The company has since pursued utility-scale storage contracts in Europe and the Middle East. In March 2026 the Romanian electricity supplier Alive Capital signed a memorandum of understanding with Sieyuan covering up to 2.5 GWh of battery storage deployment over four years, one of a series of large Romanian storage deals concluded that month. Trade publication EnergyTrend put Sieyuan's combined announced overseas storage pipeline at 4.5 GWh, adding a 2 GWh project in Oman to the Romanian volume.

== Hong Kong listing ==
Sieyuan's board approved a plan to issue H shares in Hong Kong on 15 December 2025, proposing new stock equal to no more than 15 per cent of its 778 million outstanding shares. No timetable or fundraising target was given in the filing. A Citibank strategist quoted by the South China Morning Post estimated the offering might raise as much as CN¥20 billion (US$2.84 billion) in the second half of 2026, which would have made it one of Hong Kong's largest listings of the period.

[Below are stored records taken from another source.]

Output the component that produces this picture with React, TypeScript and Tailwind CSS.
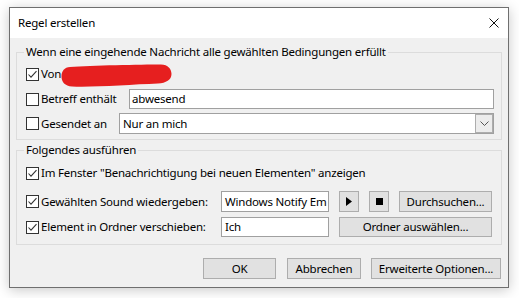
import React from 'react';

const Check = ({ checked }: { checked?: boolean }) => (
  <span className="w-[13px] h-[13px] border border-[#333333] bg-white flex items-center justify-center shrink-0">
    {checked && (
      <svg width="11" height="11" viewBox="0 0 11 11">
        <path d="M1.5 5.5 L4 8.2 L9.5 2.2" fill="none" stroke="#333333" strokeWidth="1.1" />
      </svg>
    )}
  </span>
);

const Button = ({ className, children }: { className: string; children: React.ReactNode }) => (
  <div className={`border border-[#adadad] bg-[#e1e1e1] flex items-center justify-center shrink-0 ${className}`}>
    {children}
  </div>
);

const App = () => {
  return (
    <div
      className="w-[519px] h-[298px] bg-white relative pl-[9px] pt-[7px] text-[11.5px] tracking-[-0.2px] leading-4 text-black"
      style={{ fontFamily: '"Noto Sans", sans-serif' }}
    >
      <div className="w-[500px] h-[281px] border border-[#6f6f6f] bg-[#f0f0f0] shadow-[0_2px_12px_rgba(0,0,0,0.22)] flex flex-col">
        {/* title bar */}
        <div className="h-[30px] bg-white flex items-center justify-between pl-2 pr-[9px] shrink-0">
          <span>Regel erstellen</span>
          <svg width="10" height="10" viewBox="0 0 10 10">
            <path d="M0.5 0.5 L9.5 9.5 M9.5 0.5 L0.5 9.5" stroke="#111" strokeWidth="1" />
          </svg>
        </div>

        <div className="px-[6px] pt-[6px] flex flex-col">
          <fieldset className="border border-[#dcdcdc]">
            <legend className="ml-[7px] px-[2px] leading-4">
              Wenn eine eingehende Nachricht alle gewählten Bedingungen erfüllt
            </legend>
            <div className="pl-[9px] pr-[7px] pt-[4px] pb-[5px] flex flex-col">
              <div className="h-5 flex items-center gap-[2px]">
                <Check checked />
                <span>Von</span>
              </div>
              <div className="h-5 mt-[5px] flex items-center">
                <div className="w-[103px] flex items-center gap-[2px]">
                  <Check />
                  <span>Betreff enthält</span>
                </div>
                <div className="flex-1 h-full border border-[#a0a0a0] bg-white pl-[2px] flex items-center">
                  abwesend
                </div>
              </div>
              <div className="h-[21px] mt-1 flex items-center">
                <div className="w-[93px] flex items-center gap-[2px]">
                  <Check />
                  <span>Gesendet an</span>
                </div>
                <div className="flex-1 h-full border border-[#a0a0a0] bg-white pl-[3px] flex items-center justify-between">
                  <span>Nur an mich</span>
                  <div className="w-[18px] h-[19px] border border-[#adadad] bg-[#ececec] flex items-center justify-center">
                    <svg width="9" height="5" viewBox="0 0 9 5">
                      <path d="M0.5 0.5 L4.5 4.5 L8.5 0.5" fill="none" stroke="#555" strokeWidth="1" />
                    </svg>
                  </div>
                </div>
              </div>
            </div>
          </fieldset>

          <fieldset className="border border-[#dcdcdc] mt-[2px]">
            <legend className="ml-[7px] px-[2px] leading-4">Folgendes ausführen</legend>
            <div className="pl-[9px] pr-[7px] pt-[5px] pb-[7px] flex flex-col">
              <div className="h-5 flex items-center gap-[2px]">
                <Check checked />
                <span>Im Fenster "Benachrichtigung bei neuen Elementen" anzeigen</span>
              </div>
              <div className="h-[21px] mt-2 flex items-center">
                <div className="w-[195px] flex items-center gap-[2px]">
                  <Check checked />
                  <span>Gewählten Sound wiedergeben:</span>
                </div>
                <div className="w-[108px] h-full border border-[#a0a0a0] bg-white pl-[3px] flex items-center overflow-hidden whitespace-nowrap">
                  Windows Notify Em
                </div>
                <Button className="w-[20px] h-full ml-[10px]">
                  <svg width="6" height="9" viewBox="0 0 6 9">
                    <path d="M0 0 L6 4.5 L0 9 Z" fill="#000" />
                  </svg>
                </Button>
                <Button className="w-[20px] h-full ml-[10px]">
                  <span className="w-[7px] h-[7px] bg-black" />
                </Button>
                <Button className="w-[93px] h-full ml-[10px]">Durchsuchen...</Button>
              </div>
              <div className="h-5 mt-[5px] flex items-center">
                <div className="w-[195px] flex items-center gap-[2px]">
                  <Check checked />
                  <span>Element in Ordner verschieben:</span>
                </div>
                <div className="w-[108px] h-full border border-[#a0a0a0] bg-white pl-[3px] flex items-center">
                  Ich
                </div>
                <Button className="w-[153px] h-full ml-[10px]">Ordner auswählen...</Button>
              </div>
            </div>
          </fieldset>

          <div className="mt-[13px] pr-px flex justify-end">
            <Button className="w-[73px] h-[21px]">OK</Button>
            <Button className="w-[74px] h-[21px] ml-[11px]">Abbrechen</Button>
            <Button className="w-[130px] h-[21px] ml-[10px]">Erweiterte Optionen...</Button>
          </div>
        </div>
      </div>

      {/* red redaction scribble */}
      <svg className="absolute left-[61px] top-[64px]" width="111" height="24" viewBox="0 0 111 24">
        <path
          d="M9 3 C30 1.5 80 0.5 100 0.5 C107 0.5 110.5 5 110.5 10 C110.5 16 105 19 97 19.5 C70 20.5 32 23.5 11 22.5 C4 22 0.5 18 0.5 12.5 C0.5 7 3.5 3.3 9 3 Z"
          fill="#e61f1f"
        />
      </svg>
    </div>
  );
};

export default App;
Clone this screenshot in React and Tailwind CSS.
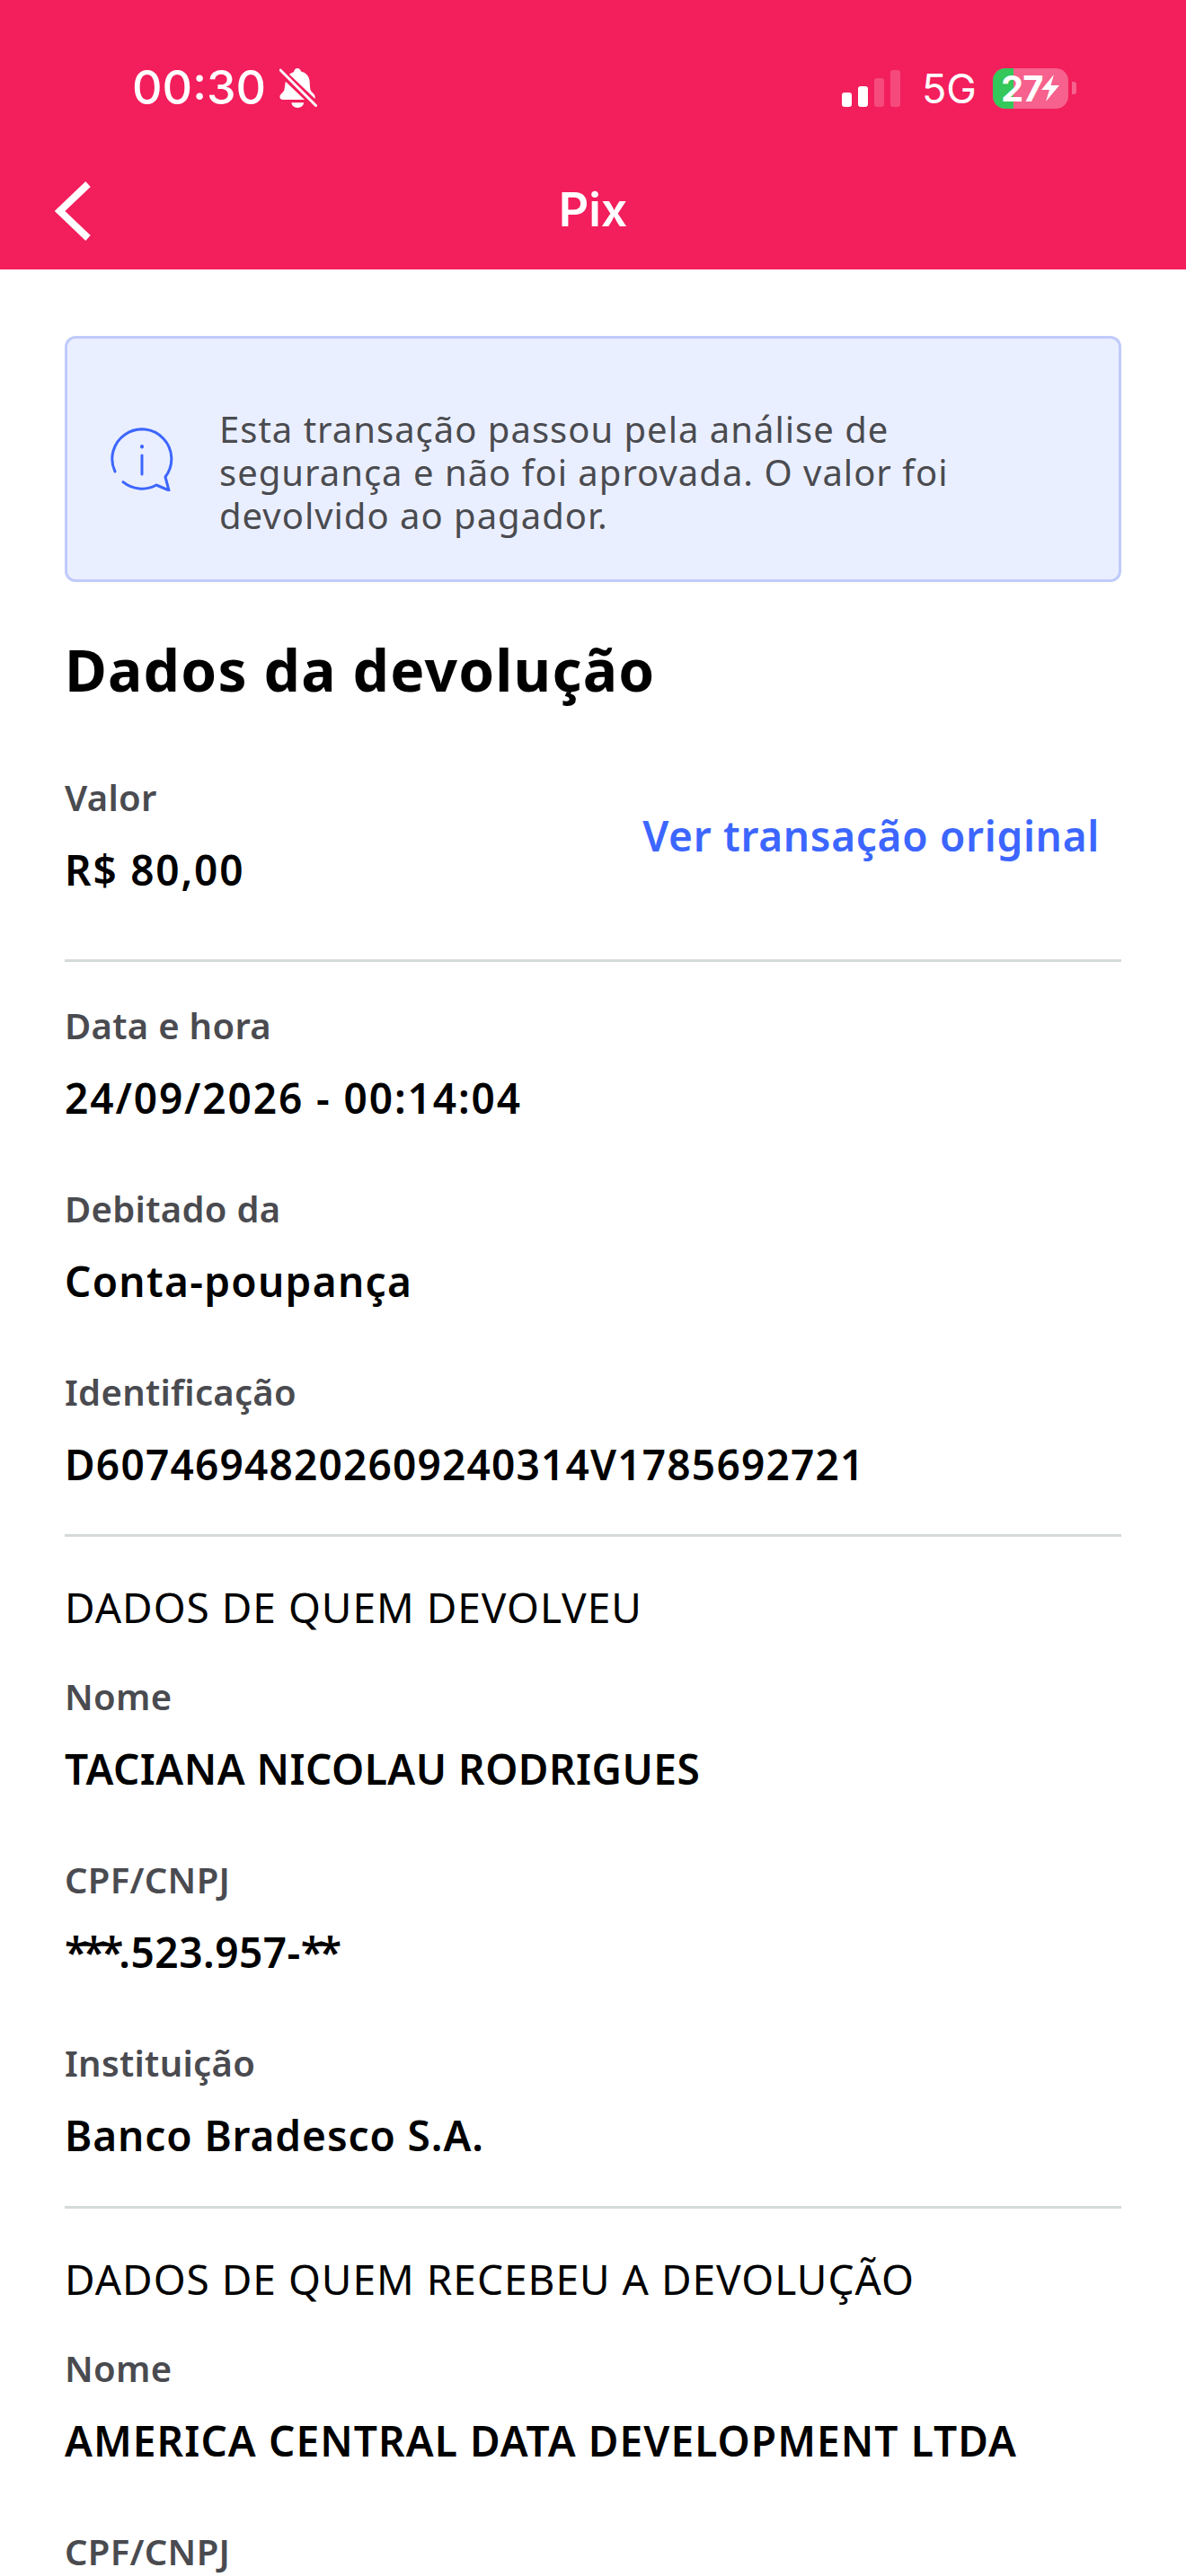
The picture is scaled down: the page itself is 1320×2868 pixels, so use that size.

The application was submitted to the exchange on 11 February 2026 with CITIC Securities as sole sponsor. Proceeds were earmarked for capacity expansion, research and development, overseas service networks, digital systems, strategic investment and working capital. Reviewing the filing, Daily Economic News flagged CN¥541 million of goodwill on the balance sheet and margin pressure from competitive bidding as risks to the growth story. Sina Finance separately questioned whether the company's heavy capital expenditure programme would translate into earnings.